───── Stored data ─────
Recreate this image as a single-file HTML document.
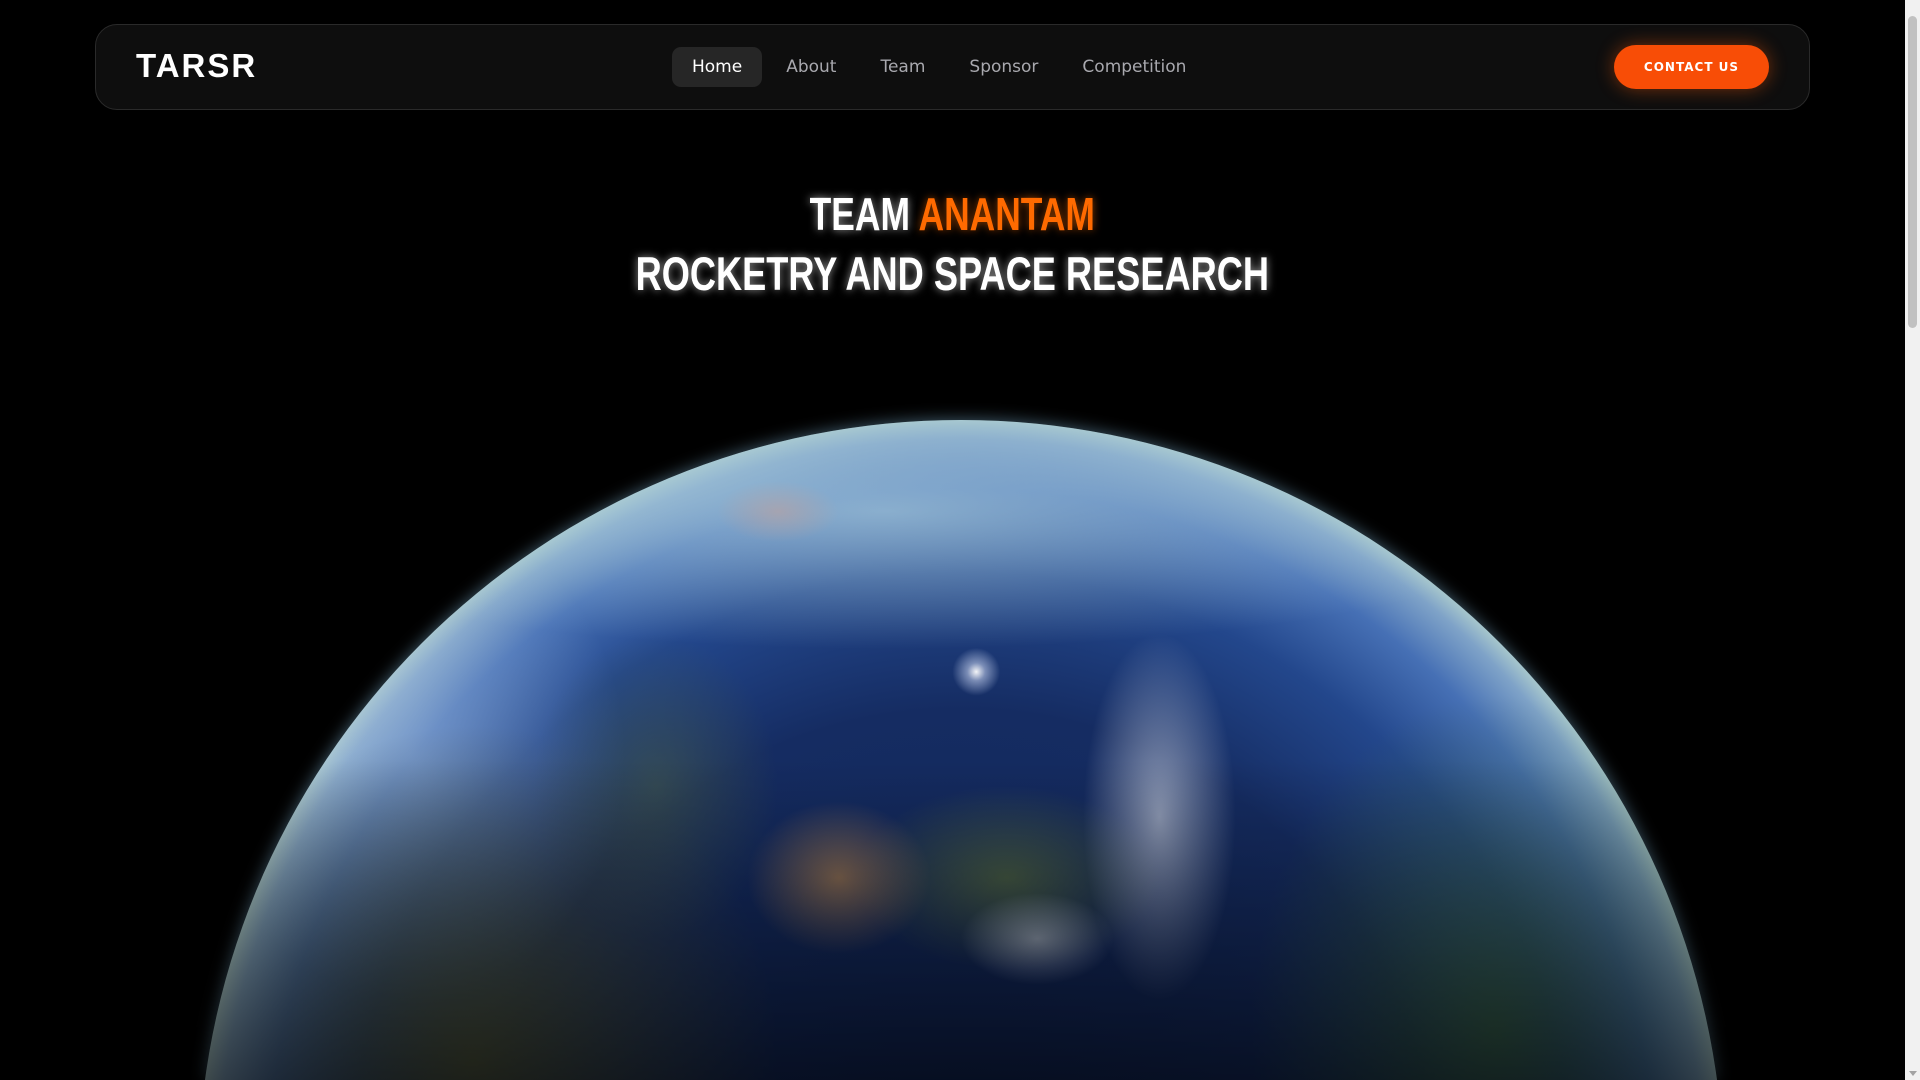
<!DOCTYPE html>
<html><head><meta charset="utf-8"><style>
*{margin:0;padding:0;box-sizing:border-box}
html,body{width:1920px;height:1080px;overflow:hidden;background:#000;font-family:"DejaVu Sans","Liberation Sans",sans-serif}
#w{position:relative;width:1920px;height:1080px;overflow:hidden;background:#000}
.sb{position:absolute;right:0;top:0;width:15px;height:1080px;background:#f1f1f1;z-index:5}
.sb i{position:absolute;left:3px;top:16px;width:9px;height:312px;background:#c1c1c1;border-radius:5px}
.sb b{position:absolute;left:4px;bottom:4px;width:0;height:0;border-left:4px solid transparent;border-right:4px solid transparent;border-top:5px solid #a3a3a3}
.nav{position:absolute;left:95px;top:24px;width:1715px;height:86px;background:#0e0e0e;border:1px solid #2a2a2a;border-radius:22px;z-index:3}
.logo{position:absolute;left:40px;top:22px;font-family:"Liberation Sans",sans-serif;font-size:33px;font-weight:bold;color:#fff;letter-spacing:2px}
.links{position:absolute;left:576px;top:22px;height:40px;display:flex;align-items:center;font-size:17px;color:#a8a8ae}
.links span{padding:0 22px;height:40px;line-height:40px}
.links .on{background:#262626;color:#fff;border-radius:9px;margin-right:2px;padding:0 20px}
.cta{position:absolute;left:1518px;top:20px;width:155px;height:44px;border-radius:22px;background:#f84d06;color:#fff;font-size:12px;font-weight:bold;letter-spacing:1px;text-align:center;line-height:44px;box-shadow:0 0 18px rgba(248,90,10,.45)}
.h{position:absolute;left:0;width:1905px;text-align:center;font-family:"Liberation Sans",sans-serif;font-weight:bold;color:#fff;text-shadow:0 0 10px rgba(255,255,255,.6);z-index:3}
.h span{display:inline-block;transform:scaleX(.77)}
.h1{top:187px;font-size:46px}
.h2{top:246px;font-size:47px}
.or{color:#ff6a00;font-style:normal;text-shadow:0 0 10px rgba(255,110,0,.6)}
.glow{position:absolute;left:198px;top:400px;width:1526px;height:680px;filter:drop-shadow(0 0 8px rgba(120,170,200,.55))}
.earth{width:1526px;height:680px;clip-path:circle(763px at 763px 783px);background-repeat:no-repeat;background-size:1526px 1526px;background-position:0 20px;
background-image:
radial-gradient(circle at 51% 16.5%,rgba(255,255,255,.95) 0,rgba(220,230,255,.5) 0.6%,rgba(255,255,255,0) 1.6%),
radial-gradient(ellipse 5% 12% at 63% 26%,rgba(225,230,240,.6),rgba(225,230,240,0) 100%),
radial-gradient(ellipse 5% 3% at 55% 34%,rgba(225,230,240,.55),rgba(225,230,240,0) 100%),
radial-gradient(ellipse 6% 5% at 42% 30%,rgba(160,120,80,.8),rgba(0,0,0,0) 100%),
radial-gradient(ellipse 10% 6% at 53% 30%,rgba(85,105,60,.75),rgba(0,0,0,0) 100%),
radial-gradient(ellipse 16% 22% at 85% 40%,rgba(55,95,65,.85),rgba(0,0,0,0) 100%),
radial-gradient(ellipse 20% 22% at 18% 42%,rgba(80,85,55,.9),rgba(0,0,0,0) 100%),
radial-gradient(ellipse 8% 10% at 30% 24%,rgba(70,90,70,.6),rgba(0,0,0,0) 100%),
radial-gradient(ellipse 4% 2% at 38% 6%,rgba(200,160,150,.5),rgba(0,0,0,0) 100%),
radial-gradient(ellipse 45% 9% at 45% 6%,rgba(170,205,220,.7),rgba(0,0,0,0) 100%),
radial-gradient(ellipse 14% 16% at 14% 22%,rgba(170,195,225,.45),rgba(0,0,0,0) 100%),
radial-gradient(circle closest-side at 50% 50%,#0f2250 0,#152c62 62%,#23478c 80%,#4670b5 91%,#7fa3c8 97.5%,#a6c6cc 100%)}
.shade{position:absolute;left:0;top:760px;width:1905px;height:320px;background:linear-gradient(rgba(0,0,0,0),rgba(0,0,0,.6))}
</style></head><body><div id="w">
<div class="nav">
<div class="logo">TARSR</div>
<div class="links"><span class="on">Home</span><span>About</span><span>Team</span><span>Sponsor</span><span>Competition</span></div>
<div class="cta">CONTACT US</div>
</div>
<div class="h h1"><span>TEAM <em class="or">ANANTAM</em></span></div>
<div class="h h2"><span>ROCKETRY AND SPACE RESEARCH</span></div>
<div class="glow"><div class="earth"></div></div>
<div class="shade"></div>
<div class="sb"><i></i><b></b></div>
</div></body></html>
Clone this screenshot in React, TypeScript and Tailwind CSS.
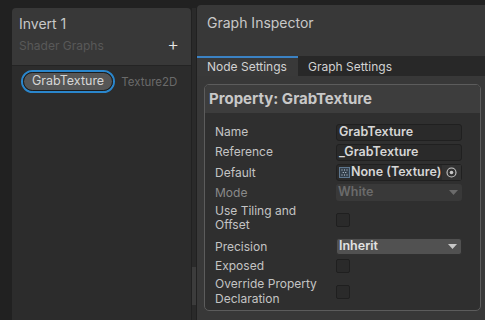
const font = { fontFamily: 'Inter, "Noto Sans", sans-serif' };

function Checkbox() {
  return <div className="w-[14px] h-[14px] rounded-[2px] bg-[#2a2a2a] border border-[#1f1f1f]" />;
}

function Dropdown({ value, dim }: { value: string; dim?: boolean }) {
  return (
    <div
      className={`w-[126px] h-[17px] rounded-[3px] flex items-center justify-between pl-[2px] pr-[4px] text-[12.5px] ${
        dim ? 'bg-[#393939] text-[#6b6b6b] font-semibold' : 'bg-[#515151] text-[#e2e2e2] font-semibold border border-[#303030]'
      }`}
    >
      <span>{value}</span>
      <svg width="9" height="6" viewBox="0 0 9 6">
        <path d="M0 0 H9 L4.5 5 Z" fill={dim ? '#6b6b6b' : '#c8c8c8'} />
      </svg>
    </div>
  );
}

function TextField({ value }: { value: string }) {
  return (
    <div className="w-[126px] h-[17px] rounded-[3px] bg-[#2a2a2a] border border-[#202020] flex items-center pl-[2px] text-[12.5px] font-semibold text-[#d6d6d6]">
      {value}
    </div>
  );
}

export default function App() {
  return (
    <div className="w-[485px] h-[320px] bg-[#212121] flex overflow-hidden text-[#c4c4c4]" style={font}>
      {/* Blackboard */}
      <div className="ml-[12px] mt-[8px] w-[179px] flex flex-col rounded-t-[4px] overflow-hidden">
        <div className="h-[58px] bg-[#383838] border-b border-[#242424] px-[7px] relative">
          <div className="text-[14px] pt-[7px] leading-[18px] text-[#c8c8c8]">Invert 1</div>
          <div className="text-[12px] mt-[5px] leading-[16px] text-[#585858]">Shader Graphs</div>
          <span className="absolute right-[12px] top-[28px] text-[18px] leading-[18px] text-[#e6e6e6] font-light">+</span>
        </div>
        <div className="flex-1 bg-[#2c2c2c] pt-[4px] pl-[9px] flex items-start gap-[6px]">
          <div className="rounded-full border-2 border-[#2a86cc]">
            <div className="rounded-full bg-[#565656] border border-[#1c1c1c] h-[19px] px-[8px] flex items-center text-[12.5px] text-[#d6d6d6]">
              GrabTexture
            </div>
          </div>
          <span className="text-[11.5px] text-[#6a6a6a] mt-[4px]">Texture2D</span>
        </div>
      </div>

      {/* scrollbar */}
      <div className="mt-[8px] w-[4px] ml-[1px] flex flex-col">
        <div className="flex-1 bg-[#2a2a2a]" />
        <div className="h-[38px] bg-[#3c3c3c]" />
        <div className="h-[15px] bg-[#2a2a2a]" />
      </div>

      {/* Graph Inspector */}
      <div className="ml-[1px] mt-[5px] flex-1 flex flex-col rounded-tl-[4px] overflow-hidden bg-[#383838]">
        <div className="h-[51px] px-[10px]">
          <div className="text-[14px] pt-[9px] leading-[18px] text-[#c8c8c8]">Graph Inspector</div>
        </div>
        <div className="h-[20px] bg-[#282828] flex text-[12px] text-[#d2d2d2]">
          <div className="w-[101px] bg-[#393939] border-t-2 border-[#3b82c4] pl-[10px] leading-[17px]">Node Settings</div>
          <div className="pl-[10px] pt-[2px] leading-[17px]">Graph Settings</div>
        </div>
        <div className="flex-1 pt-[8px] pl-[7px] pr-[4px]">
          <div className="h-[227px] rounded-[5px] border border-[#5c5c5c] overflow-hidden bg-[#2f2f2f]">
            <div className="h-[28px] bg-[#3d3d3d] flex items-center pl-[4px] pt-[1px] text-[15px] font-bold text-[#c8c8c8]">
              Property: GrabTexture
            </div>
            <div className="pt-[9px] pl-[10px] text-[12px]">
              <div className="flex items-center h-[20px]">
                <span className="w-[121px]">Name</span>
                <TextField value="GrabTexture" />
              </div>
              <div className="flex items-center h-[20px]">
                <span className="w-[121px]">Reference</span>
                <TextField value="_GrabTexture" />
              </div>
              <div className="flex items-center h-[21px]">
                <span className="w-[121px]">Default</span>
                <div className="w-[126px] h-[17px] rounded-[3px] bg-[#2a2a2a] border border-[#202020] flex items-center text-[12.5px] font-semibold text-[#d6d6d6]">
                  <svg width="11" height="11" viewBox="0 0 11 11" className="ml-[2px] mr-[1px]">
                    <rect x="0.5" y="0.5" width="10" height="10" fill="#34404c" stroke="#5f7890" />
                    <rect x="2.5" y="2.5" width="1" height="1" fill="#c8d4e0" />
                    <rect x="5" y="2.5" width="1" height="1" fill="#c8d4e0" />
                    <rect x="7.5" y="2.5" width="1" height="1" fill="#c8d4e0" />
                    <rect x="3.75" y="5" width="1" height="1" fill="#c8d4e0" />
                    <rect x="6.25" y="5" width="1" height="1" fill="#c8d4e0" />
                    <rect x="2.5" y="7.5" width="1" height="1" fill="#c8d4e0" />
                    <rect x="5" y="7.5" width="1" height="1" fill="#c8d4e0" />
                    <rect x="7.5" y="7.5" width="1" height="1" fill="#c8d4e0" />
                  </svg>
                  <span className="flex-1">None (Texture)</span>
                  <div className="w-[19px] h-full bg-[#323232] flex items-center justify-center">
                    <svg width="11" height="11" viewBox="0 0 11 11">
                      <circle cx="5.5" cy="5.5" r="4.5" fill="none" stroke="#c8c8c8" strokeWidth="1.1" />
                      <circle cx="5.5" cy="5.5" r="1.8" fill="#c8c8c8" />
                    </svg>
                  </div>
                </div>
              </div>
              <div className="flex items-center h-[19px]">
                <span className="w-[121px] text-[#8a8a8a]">Mode</span>
                <Dropdown value="White" dim />
              </div>
              <div className="flex items-start h-[34px]">
                <span className="w-[121px] leading-[14px] pt-[2px]">Use Tiling and<br />Offset</span>
                <div className="mt-[11px]"><Checkbox /></div>
              </div>
              <div className="flex items-center h-[21px]">
                <span className="w-[121px]">Precision</span>
                <Dropdown value="Inherit" />
              </div>
              <div className="flex items-center h-[18px]">
                <span className="w-[121px]">Exposed</span>
                <Checkbox />
              </div>
              <div className="flex items-start h-[30px]">
                <span className="w-[121px] leading-[15px] pt-[1px]">Override Property<br />Declaration</span>
                <div className="mt-[10px]"><Checkbox /></div>
              </div>
            </div>
          </div>
        </div>
      </div>
    </div>
  );
}
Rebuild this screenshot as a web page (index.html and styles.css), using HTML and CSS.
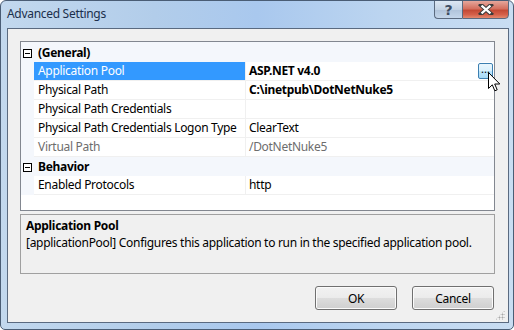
─────
→ The request
Count the lines in the records above that contain the word "image", and reply with only that number.

→ Completed task
2